At the very height of Sir Alex Ferguson’s United empire, one of his great abilities was an appreciation for delegation, and that didn’t just apply to his staff. He ensured he had big characters as players, who were almost self-policing, and psychologically conditioning certain standards in the team.

Manchester City have largely succeeded in their grand aim of replacing United as the dominant club, but Pep Guardiola has very much not succeeded Ferguson in this approach. He has done the complete opposite. He has mostly got rid of such characters, in a policy summed up by his jettisoning of Joe Hart.

There were obviously a few factors to that decision, not least the goalkeeper’s struggles with his feet, but it is telling that Guardiola saw no use for Hart’s famed “impact on the dressing room”.

The Catalan didn’t want any such characters diluting his authority. All of the power was centralised around the manager, and the ideas he put in place.

Keane and Vieira epitomised leadership in their time (Man Utd via Getty)

Jurgen Klopp and Mauricio Pochettino operate in the same way, if to different degrees. You only have to consider how the Argentine looks to get rid of any player who shows the merest hint of dissent. Even Tim Sherwood, often wrongly seen as exactly such an old-school character, views it like this. “This is the modern game,” he remarked.

Some of this is obviously down to the psychological development of the modern player. They have been brought up a world away from the hard-edged hazing and bollocking culture that forged decades of players, and ensured only the most resilient survived.

Just as much of it, however, is down to the football development of the modern player.

The “leader culture” naturally ruled in a sport that was much more free-form than it is now, that involved much less collective co-ordination, and basic tactical structure. As recently as 15 years ago, for example, those at the top levels of hockey used to marvel at how unsophisticated football was in terms of organised pressing. It is little wonder that the strongest-willed individuals had much more influence in such an environment, or that managers saw the importance of bringing them in. There was a need for players who just “knew” what to do. Football was much more instinctive.

That has drastically changed in the last decade. Guardiola’s own 2008 reimagining of pressing, and its drastic spread and evolution through coaches like Klopp, has dramatically changed the very coaching of the game as much as the actual football. Academy graduates aren’t just taught how to play. They are taught how to use space and position relative to their teammates, how to move. They are tactically educated.
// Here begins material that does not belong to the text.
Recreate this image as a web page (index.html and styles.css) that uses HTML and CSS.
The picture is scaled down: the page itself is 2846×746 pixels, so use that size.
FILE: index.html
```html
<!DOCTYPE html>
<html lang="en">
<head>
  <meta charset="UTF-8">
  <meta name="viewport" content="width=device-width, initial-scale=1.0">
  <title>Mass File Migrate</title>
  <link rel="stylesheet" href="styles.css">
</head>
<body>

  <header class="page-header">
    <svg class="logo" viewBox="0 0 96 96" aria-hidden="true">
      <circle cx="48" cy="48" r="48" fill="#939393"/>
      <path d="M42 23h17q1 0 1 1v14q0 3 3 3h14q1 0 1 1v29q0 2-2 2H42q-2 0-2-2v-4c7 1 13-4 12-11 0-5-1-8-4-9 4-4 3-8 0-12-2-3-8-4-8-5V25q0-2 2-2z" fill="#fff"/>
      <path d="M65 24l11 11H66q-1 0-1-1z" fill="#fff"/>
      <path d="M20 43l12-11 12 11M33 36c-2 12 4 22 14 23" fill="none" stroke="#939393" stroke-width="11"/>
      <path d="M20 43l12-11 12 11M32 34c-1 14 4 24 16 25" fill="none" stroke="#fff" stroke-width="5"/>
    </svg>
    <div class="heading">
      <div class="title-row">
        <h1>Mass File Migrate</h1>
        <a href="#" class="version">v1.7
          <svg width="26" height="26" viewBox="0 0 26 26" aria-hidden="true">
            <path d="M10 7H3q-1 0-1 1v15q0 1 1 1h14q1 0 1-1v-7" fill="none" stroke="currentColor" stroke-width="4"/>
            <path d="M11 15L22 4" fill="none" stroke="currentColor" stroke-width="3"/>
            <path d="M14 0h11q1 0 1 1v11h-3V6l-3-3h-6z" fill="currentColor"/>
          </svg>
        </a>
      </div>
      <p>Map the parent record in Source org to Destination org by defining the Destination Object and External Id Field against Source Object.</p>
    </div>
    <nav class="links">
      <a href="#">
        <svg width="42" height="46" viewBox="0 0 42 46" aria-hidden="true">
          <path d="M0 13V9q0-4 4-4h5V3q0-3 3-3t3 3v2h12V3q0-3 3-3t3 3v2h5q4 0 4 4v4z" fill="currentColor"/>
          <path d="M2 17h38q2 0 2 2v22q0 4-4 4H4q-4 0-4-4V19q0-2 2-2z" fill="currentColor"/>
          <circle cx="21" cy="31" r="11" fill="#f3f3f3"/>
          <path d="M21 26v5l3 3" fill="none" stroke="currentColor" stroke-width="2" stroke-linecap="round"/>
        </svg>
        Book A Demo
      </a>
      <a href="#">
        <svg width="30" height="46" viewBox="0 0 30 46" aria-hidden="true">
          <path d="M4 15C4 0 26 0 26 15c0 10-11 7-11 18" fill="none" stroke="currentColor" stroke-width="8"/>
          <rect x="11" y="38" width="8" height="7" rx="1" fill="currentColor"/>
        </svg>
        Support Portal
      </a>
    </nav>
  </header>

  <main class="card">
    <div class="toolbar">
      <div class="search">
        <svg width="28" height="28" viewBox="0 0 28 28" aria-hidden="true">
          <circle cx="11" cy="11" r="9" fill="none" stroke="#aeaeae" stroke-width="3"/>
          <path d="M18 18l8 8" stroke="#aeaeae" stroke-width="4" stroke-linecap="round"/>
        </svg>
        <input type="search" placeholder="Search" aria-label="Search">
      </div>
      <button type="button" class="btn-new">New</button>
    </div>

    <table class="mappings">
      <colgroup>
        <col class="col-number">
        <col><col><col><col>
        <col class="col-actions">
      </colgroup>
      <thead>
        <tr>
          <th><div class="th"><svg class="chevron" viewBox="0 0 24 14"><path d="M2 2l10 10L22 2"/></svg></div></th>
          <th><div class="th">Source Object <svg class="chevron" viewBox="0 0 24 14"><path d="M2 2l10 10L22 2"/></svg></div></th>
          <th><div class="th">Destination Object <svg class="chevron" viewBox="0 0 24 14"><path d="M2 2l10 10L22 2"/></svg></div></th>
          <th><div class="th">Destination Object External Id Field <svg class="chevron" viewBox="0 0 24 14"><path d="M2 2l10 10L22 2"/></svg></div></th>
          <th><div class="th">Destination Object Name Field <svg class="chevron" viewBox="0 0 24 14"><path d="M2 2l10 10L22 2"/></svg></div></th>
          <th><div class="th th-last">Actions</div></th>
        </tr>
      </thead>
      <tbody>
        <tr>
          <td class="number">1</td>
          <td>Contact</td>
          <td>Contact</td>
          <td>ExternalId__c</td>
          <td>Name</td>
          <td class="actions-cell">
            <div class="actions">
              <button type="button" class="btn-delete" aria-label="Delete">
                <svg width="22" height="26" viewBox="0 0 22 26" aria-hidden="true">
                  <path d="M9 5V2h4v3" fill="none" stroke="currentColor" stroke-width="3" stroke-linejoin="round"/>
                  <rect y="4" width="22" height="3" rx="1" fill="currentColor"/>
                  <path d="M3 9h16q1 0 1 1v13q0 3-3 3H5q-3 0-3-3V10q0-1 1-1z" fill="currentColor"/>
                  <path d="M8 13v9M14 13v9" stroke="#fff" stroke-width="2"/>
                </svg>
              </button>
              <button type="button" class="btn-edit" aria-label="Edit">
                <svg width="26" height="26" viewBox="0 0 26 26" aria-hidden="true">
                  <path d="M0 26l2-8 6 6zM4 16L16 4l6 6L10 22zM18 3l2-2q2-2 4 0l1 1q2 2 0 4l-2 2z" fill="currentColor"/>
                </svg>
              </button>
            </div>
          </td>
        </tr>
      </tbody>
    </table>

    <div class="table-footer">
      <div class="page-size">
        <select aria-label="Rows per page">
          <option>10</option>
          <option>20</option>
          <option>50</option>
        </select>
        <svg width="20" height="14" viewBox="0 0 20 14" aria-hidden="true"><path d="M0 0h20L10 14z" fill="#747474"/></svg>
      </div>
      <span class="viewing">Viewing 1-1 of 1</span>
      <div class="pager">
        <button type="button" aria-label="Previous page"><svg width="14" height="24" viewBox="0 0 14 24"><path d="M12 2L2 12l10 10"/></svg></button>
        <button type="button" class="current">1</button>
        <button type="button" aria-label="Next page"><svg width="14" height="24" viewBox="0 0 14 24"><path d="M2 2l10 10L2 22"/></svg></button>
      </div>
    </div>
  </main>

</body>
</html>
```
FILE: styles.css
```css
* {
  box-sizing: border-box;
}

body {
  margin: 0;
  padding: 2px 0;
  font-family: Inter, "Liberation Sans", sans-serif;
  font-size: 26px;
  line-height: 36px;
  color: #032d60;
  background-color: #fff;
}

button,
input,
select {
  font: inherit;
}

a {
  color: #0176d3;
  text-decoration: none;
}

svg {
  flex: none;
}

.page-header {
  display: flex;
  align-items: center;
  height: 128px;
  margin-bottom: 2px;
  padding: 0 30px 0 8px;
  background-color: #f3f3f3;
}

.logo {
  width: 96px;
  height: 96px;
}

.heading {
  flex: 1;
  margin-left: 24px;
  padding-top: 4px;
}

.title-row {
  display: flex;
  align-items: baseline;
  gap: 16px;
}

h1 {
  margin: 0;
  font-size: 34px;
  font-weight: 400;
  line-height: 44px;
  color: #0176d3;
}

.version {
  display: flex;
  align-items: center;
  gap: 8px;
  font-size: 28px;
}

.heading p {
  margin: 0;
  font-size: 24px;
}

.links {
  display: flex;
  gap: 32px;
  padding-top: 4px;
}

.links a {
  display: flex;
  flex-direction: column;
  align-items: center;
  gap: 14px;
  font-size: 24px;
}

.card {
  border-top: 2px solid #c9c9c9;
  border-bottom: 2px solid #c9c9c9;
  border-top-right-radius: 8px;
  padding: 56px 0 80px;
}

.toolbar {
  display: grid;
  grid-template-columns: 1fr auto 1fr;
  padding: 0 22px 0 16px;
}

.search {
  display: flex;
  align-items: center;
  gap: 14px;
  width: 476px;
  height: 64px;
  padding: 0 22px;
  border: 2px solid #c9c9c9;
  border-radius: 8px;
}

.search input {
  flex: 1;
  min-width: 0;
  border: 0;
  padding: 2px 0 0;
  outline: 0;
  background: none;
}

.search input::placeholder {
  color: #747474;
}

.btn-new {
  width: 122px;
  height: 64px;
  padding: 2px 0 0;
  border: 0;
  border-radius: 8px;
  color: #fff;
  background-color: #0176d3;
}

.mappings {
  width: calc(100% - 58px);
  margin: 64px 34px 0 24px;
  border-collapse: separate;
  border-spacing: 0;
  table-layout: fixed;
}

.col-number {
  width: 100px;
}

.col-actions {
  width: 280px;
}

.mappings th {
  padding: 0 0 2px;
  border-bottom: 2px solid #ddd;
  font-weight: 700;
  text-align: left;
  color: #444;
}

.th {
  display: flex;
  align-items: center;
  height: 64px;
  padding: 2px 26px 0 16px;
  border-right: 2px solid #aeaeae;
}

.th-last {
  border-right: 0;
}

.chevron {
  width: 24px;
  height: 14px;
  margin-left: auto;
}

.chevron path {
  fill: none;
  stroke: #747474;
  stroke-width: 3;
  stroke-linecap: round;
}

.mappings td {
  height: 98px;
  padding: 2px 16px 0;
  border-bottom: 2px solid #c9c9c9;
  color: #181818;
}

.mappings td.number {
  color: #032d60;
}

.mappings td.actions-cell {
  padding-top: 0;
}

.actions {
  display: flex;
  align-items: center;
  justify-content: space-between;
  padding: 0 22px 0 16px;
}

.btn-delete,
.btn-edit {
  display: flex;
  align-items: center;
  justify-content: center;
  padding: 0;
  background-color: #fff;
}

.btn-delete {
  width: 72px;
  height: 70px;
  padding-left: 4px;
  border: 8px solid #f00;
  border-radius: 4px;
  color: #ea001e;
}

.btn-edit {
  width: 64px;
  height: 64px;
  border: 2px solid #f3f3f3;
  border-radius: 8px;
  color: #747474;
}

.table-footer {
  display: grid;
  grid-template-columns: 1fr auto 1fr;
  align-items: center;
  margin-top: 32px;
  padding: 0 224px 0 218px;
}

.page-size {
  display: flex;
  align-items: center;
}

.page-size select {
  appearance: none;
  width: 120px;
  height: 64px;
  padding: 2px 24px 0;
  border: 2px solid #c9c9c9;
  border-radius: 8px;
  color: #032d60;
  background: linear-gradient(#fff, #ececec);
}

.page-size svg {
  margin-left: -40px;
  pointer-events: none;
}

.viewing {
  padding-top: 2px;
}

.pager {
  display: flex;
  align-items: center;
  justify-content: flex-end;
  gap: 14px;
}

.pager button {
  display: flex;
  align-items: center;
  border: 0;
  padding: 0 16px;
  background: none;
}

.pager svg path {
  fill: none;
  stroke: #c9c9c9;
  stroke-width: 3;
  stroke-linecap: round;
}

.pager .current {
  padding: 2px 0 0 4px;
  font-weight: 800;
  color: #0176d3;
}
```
Those who know Raheem Sterling cite this deeper understanding of space as a major reason for this resounding improvement in his game, transforming him from a winger who “largely moved in straight lines”.

“There is just so much to learn” for the modern player, as Sterling’s famous current manager so often states.
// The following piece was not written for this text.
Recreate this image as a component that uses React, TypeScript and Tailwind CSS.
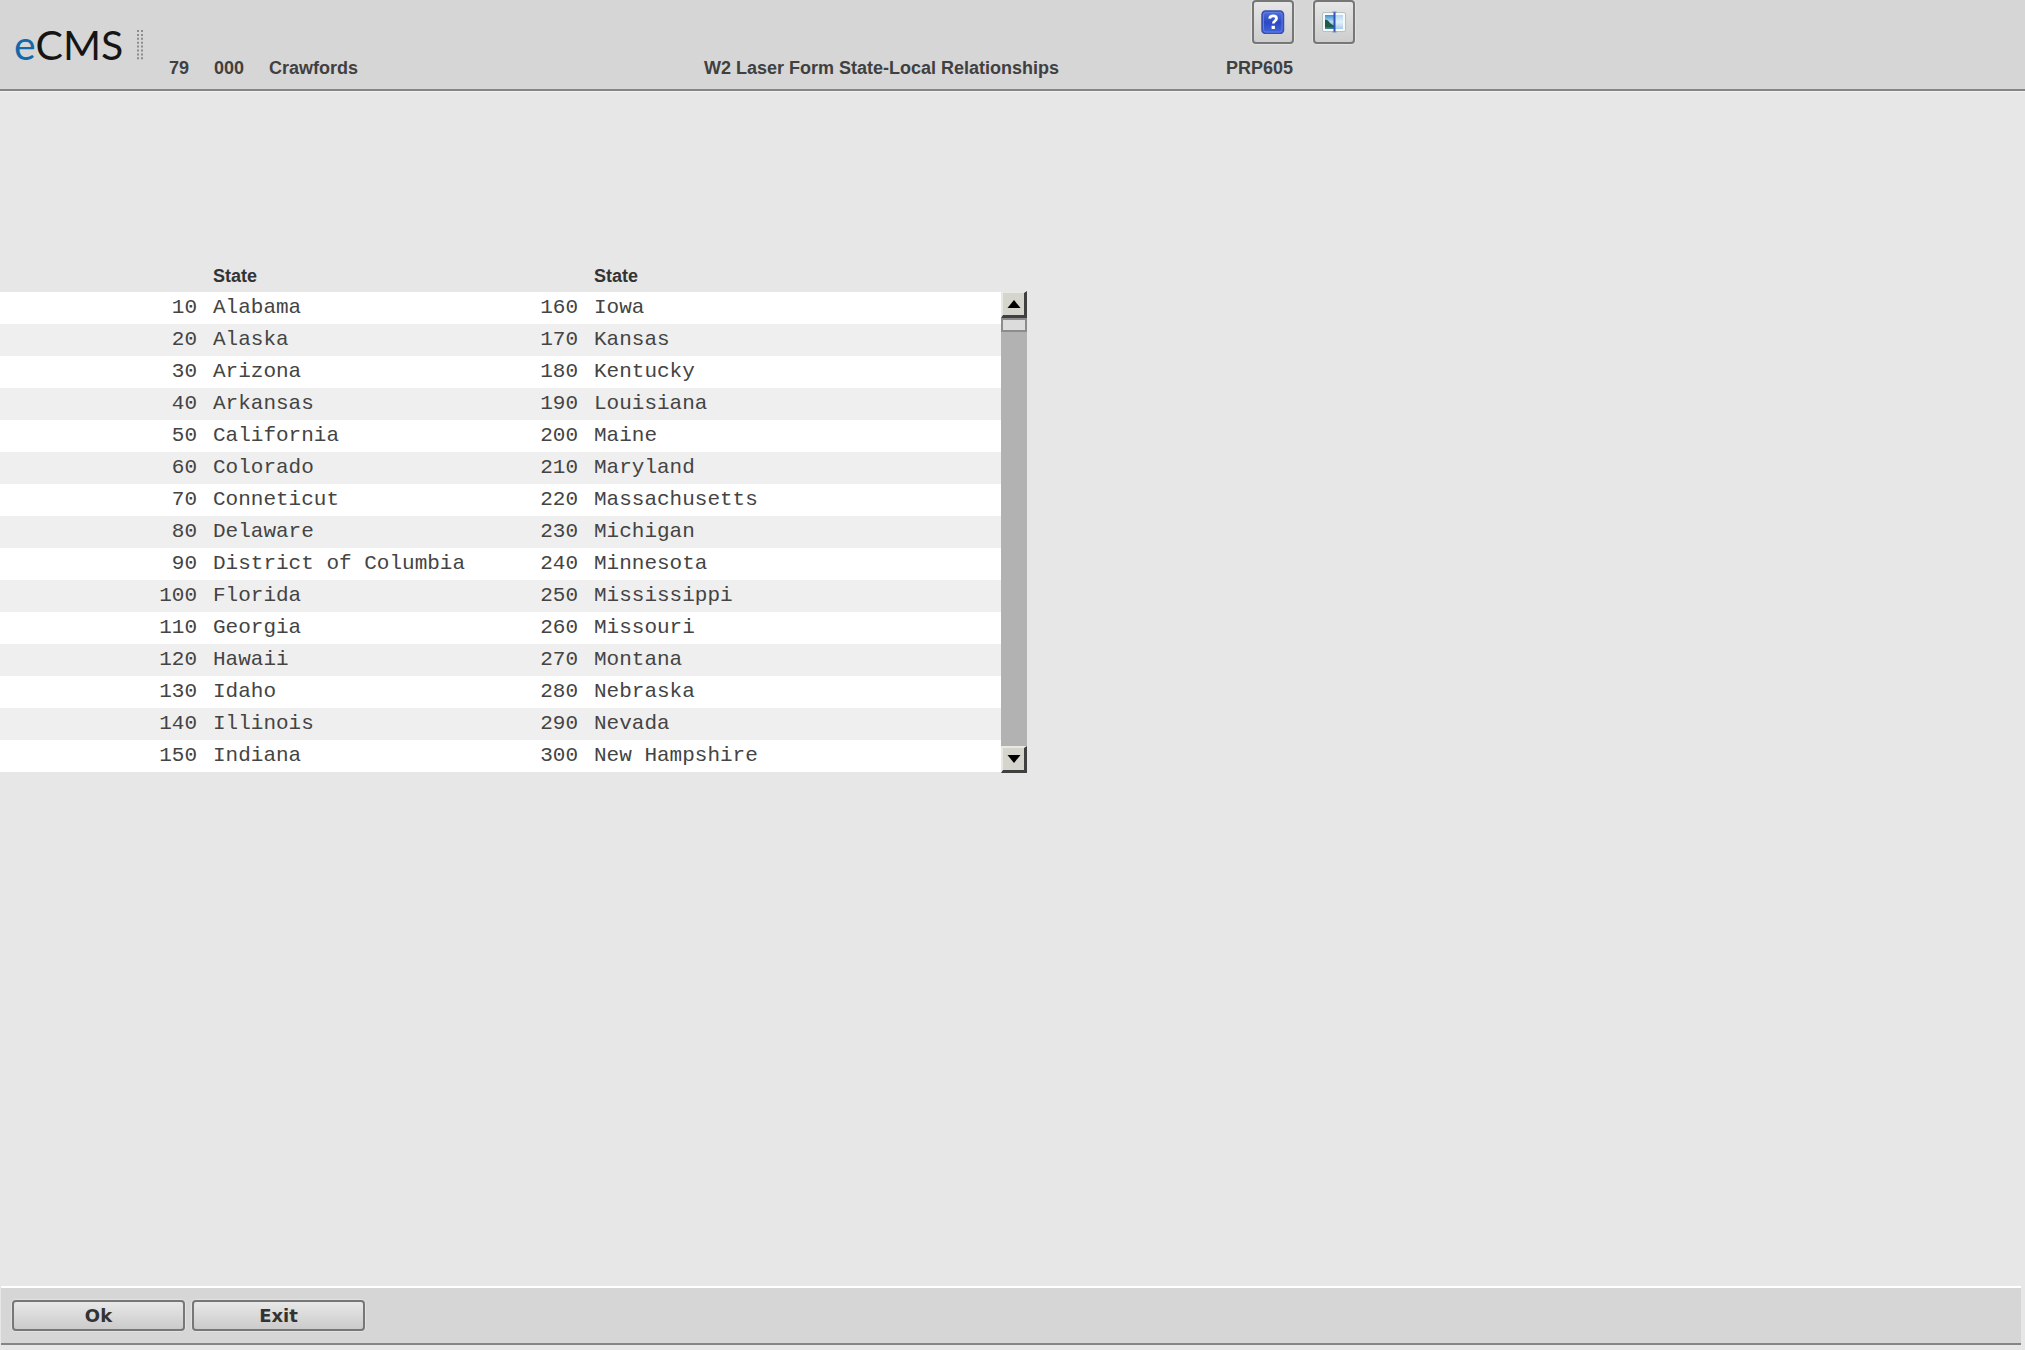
import React from 'react';

interface StateEntry {
  code: number;
  name: string;
}

const stateNames = [
  "Alabama", "Alaska", "Arizona", "Arkansas", "California",
  "Colorado", "Conneticut", "Delaware", "District of Columbia", "Florida",
  "Georgia", "Hawaii", "Idaho", "Illinois", "Indiana",
  "Iowa", "Kansas", "Kentucky", "Louisiana", "Maine",
  "Maryland", "Massachusetts", "Michigan", "Minnesota", "Mississippi",
  "Missouri", "Montana", "Nebraska", "Nevada", "New Hampshire",
];

const states: StateEntry[] = stateNames.map((name, index) => ({ code: (index + 1) * 10, name }));
const ROWS = 15;

const Logo = () => (
  <div className="flex items-center pl-3.5">
    <span className="w-[122px] font-['Lato',sans-serif] text-[41px] leading-[89px] text-[#151515]">
      <span className="text-[#1268a8]">e</span>CMS
    </span>
    <svg className="h-8 w-2" viewBox="0 0 8 32" aria-hidden="true">
      <path d="M2 1v30M6 1v30" stroke="#8c8c8c" strokeWidth={2} strokeDasharray="2 1.9" />
    </svg>
  </div>
);

const HelpIcon = () => (
  <svg className="h-6 w-6" viewBox="0 0 24 24" aria-hidden="true">
    <defs>
      <linearGradient id="help-fill" x1="0" y1="0" x2="0" y2="1">
        <stop offset="0" stopColor="#5274dc" />
        <stop offset="0.5" stopColor="#2b49c4" />
        <stop offset="1" stopColor="#4266dc" />
      </linearGradient>
    </defs>
    <rect x="1" y="1" width="21.5" height="22.5" rx="3.5" fill="url(#help-fill)" stroke="#3a4fae" strokeWidth={1.5} />
    <rect x="2.5" y="2.5" width="18.5" height="19.5" rx="2.5" fill="none" stroke="#5f7fe0" strokeWidth={1} />
    <path d="M8.6 8.6c.3-2 1.6-2.8 3.4-2.8 2 0 3.5 1 3.5 2.8 0 2.300-3.200 2.500-3.200 5" fill="none" stroke="#fff" strokeWidth={2.8} />
    <rect x="10.6" y="15.8" width="3.3" height="3.2" fill="#fff" />
  </svg>
);

const PictureIcon = () => (
  <svg className="h-6 w-6" viewBox="0 0 24 24" aria-hidden="true">
    <defs>
      <linearGradient id="sky" x1="0" y1="0" x2="0" y2="1">
        <stop offset="0" stopColor="#3f8fd2" />
        <stop offset="0.5" stopColor="#b9dcf0" />
        <stop offset="1" stopColor="#2f7893" />
      </linearGradient>
      <linearGradient id="sky-light" x1="0" y1="0" x2="0" y2="1">
        <stop offset="0" stopColor="#b5d5f3" />
        <stop offset="0.5" stopColor="#e3f1fb" />
        <stop offset="1" stopColor="#a5cbe9" />
      </linearGradient>
    </defs>
    <rect x="0.5" y="2.5" width="23" height="19" rx="1.5" fill="#f4f9fa" stroke="#b4c0c3" />
    <rect x="3" y="5" width="9" height="14" fill="url(#sky)" />
    <path d="M3 10c2-.8 3.500 .8 5 3 1.500 1.600 3 2.300 4 2.500V17.500H3z" fill="#1f5a48" />
    <rect x="13" y="5" width="8" height="14" fill="url(#sky-light)" />
    <path d="M12.500 2v20" stroke="#2f54b8" strokeWidth={2} />
    <path d="M10.500 2h4M10.500 22h4" stroke="#6f8fd0" strokeWidth={1} />
  </svg>
);

const ToolButton = ({ label, children }: { label: string; children: React.ReactNode }) => (
  <button
    type="button"
    aria-label={label}
    className="flex h-11 w-[42px] items-center justify-center rounded-[4px] border-2 border-[#777] bg-linear-to-b from-[#e6e6e6] to-[#cdcdcd] shadow-[0_0_0_1px_#e2e2e2]"
  >
    {children}
  </button>
);

const ActionButton = ({ children }: { children: React.ReactNode }) => (
  <button
    type="button"
    className="h-[31px] w-[173px] rounded-[4px] border-2 border-[#777] bg-linear-to-b from-[#e8e8e8] to-[#cbcbcb] font-['DejaVu_Sans','Open_Sans',sans-serif] text-[18px] leading-[26px] font-bold text-[#333] shadow-[0_0_0_1px_#e2e2e2]"
  >
    {children}
  </button>
);

const ArrowButton = ({ direction }: { direction: 'up' | 'down' }) => (
  <button
    type="button"
    aria-label={`Scroll ${direction}`}
    className="flex h-[27px] w-full items-center justify-center border-t-2 border-r-3 border-b-3 border-l-2 border-t-[#e9e9e4] border-r-[#404040] border-b-[#404040] border-l-[#e9e9e4] bg-[#d5d5cd]"
  >
    <svg className="h-2 w-3.5" viewBox="0 0 14 8" aria-hidden="true">
      <path d={direction === 'up' ? "M7 0l6.5 8h-13z" : "M7 8L.5 0h13z"} fill="#000" />
    </svg>
  </button>
);

const StateTable = () => (
  <table className="w-[1001px] table-fixed border-collapse font-['Liberation_Mono',monospace] text-[21px] text-[#444]">
    <colgroup>
      <col className="w-[205px]" />
      <col className="w-[325px]" />
      <col className="w-[56px]" />
      <col />
    </colgroup>
    <thead>
      <tr className="h-8 text-left font-['Liberation_Sans',sans-serif] text-[18px] leading-8 text-[#333]">
        <td />
        <th scope="col" className="pl-2">State</th>
        <td />
        <th scope="col" className="pl-2">State</th>
      </tr>
    </thead>
    <tbody>
      {states.slice(0, ROWS).map((left, index) => {
        const right = states[index + ROWS];
        return (
          <tr key={left.code} className="h-8 leading-8 odd:bg-white even:bg-[#efefef]">
            <td className="pr-2 text-right">{left.code}</td>
            <td className="pl-2">{left.name}</td>
            <td className="pr-2 text-right">{right.code}</td>
            <td className="pl-2">{right.name}</td>
          </tr>
        );
      })}
    </tbody>
  </table>
);

const App = () => {
  return (
    <div className="flex min-h-screen flex-col bg-[#e7e7e7] font-['Liberation_Sans',sans-serif]">
      <header className="flex border-b-2 border-[#858585] bg-[#d6d6d6] shadow-[0_1px_0_#f2f2f2]">
        <Logo />
        <div className="flex flex-col pl-[25px]">
          <div className="flex gap-[19px] self-end pr-1">
            <ToolButton label="Help"><HelpIcon /></ToolButton>
            <ToolButton label="Picture"><PictureIcon /></ToolButton>
          </div>
          <div className="flex pt-3 text-[18px] leading-6 font-bold text-[#404040]">
            <span className="w-[45px]">79</span>
            <span className="w-[55px]">000</span>
            <span className="w-[435px]">Crawfords</span>
            <h1 className="w-[522px]">W2 Laser Form State-Local Relationships</h1>
            <span className="w-[133px]">PRP605</span>
          </div>
        </div>
      </header>

      <main className="flex flex-1 items-start pt-[169px]">
        <StateTable />
        {/* Scroll bar */}
        <div className="mt-[31px] flex h-[482px] w-[26px] flex-col bg-[#b2b2b2]">
          <ArrowButton direction="up" />
          <div className="h-3.5 border-2 border-[#8c8c8c] bg-[#dcdcdc]" />
          <div className="flex-1" />
          <ArrowButton direction="down" />
        </div>
      </main>

      <footer className="mr-1 mb-[5px] ml-px flex gap-[7px] border-t-2 border-b-2 border-t-white border-b-[#858585] bg-[#d6d6d6] py-3 pl-[11px]">
        <ActionButton>Ok</ActionButton>
        <ActionButton>Exit</ActionButton>
      </footer>
    </div>
  );
};

export default App;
In the midst of that – and tactical instructions that for the first time in football’s history can rival the type of plays an NFL quarter-back has to study in terms of their elaborateness – one angry “leader” ranting away has much less effect. It is much less important, especially in polyglot dressing rooms.

One Premier League coach even privately argues how a team that “needs leaders” is really just a team that is “badly coached”.

The bottom line is you don’t need big characters when you have a big idea; a proper playing identity.

This is what has really changed. The system subsumes all. Team identity is more important than all.

Everything follows from that.

Guardiola has centralised leadership around himself (AFP/Getty Images)

This is not to say that absolutely everything has changed, not least as regards standards. Keane was still right on that penalty incident. He and figures like Adams would still have been great players in this era. Dressing rooms will still occasionally need hard truths, and always need assertion.

True “personality” in football remains the same, too: the courage to get on the ball, to play it assertively rather than safely, to keep going after a mistake.

But the idea of what “leadership” is has changed.

This is what Gareth Southgate has tried to drum into his England squad, with a “leadership group”. This is why Harry Maguire is seen as part of that, and is so good for this Manchester United team. He is a very modern leader in the sense he is diligent, and responsible.

This is one reason Arsenal have bought David Luiz, and similar is said of Jordan Henderson at Liverpool.

These players are seen as “glue”, and are much more effective in the modern game in terms of fusing teams than the welders who used to use the fire of their personality.

These days, that’s a much better route to getting what everyone really wishes for: how to win.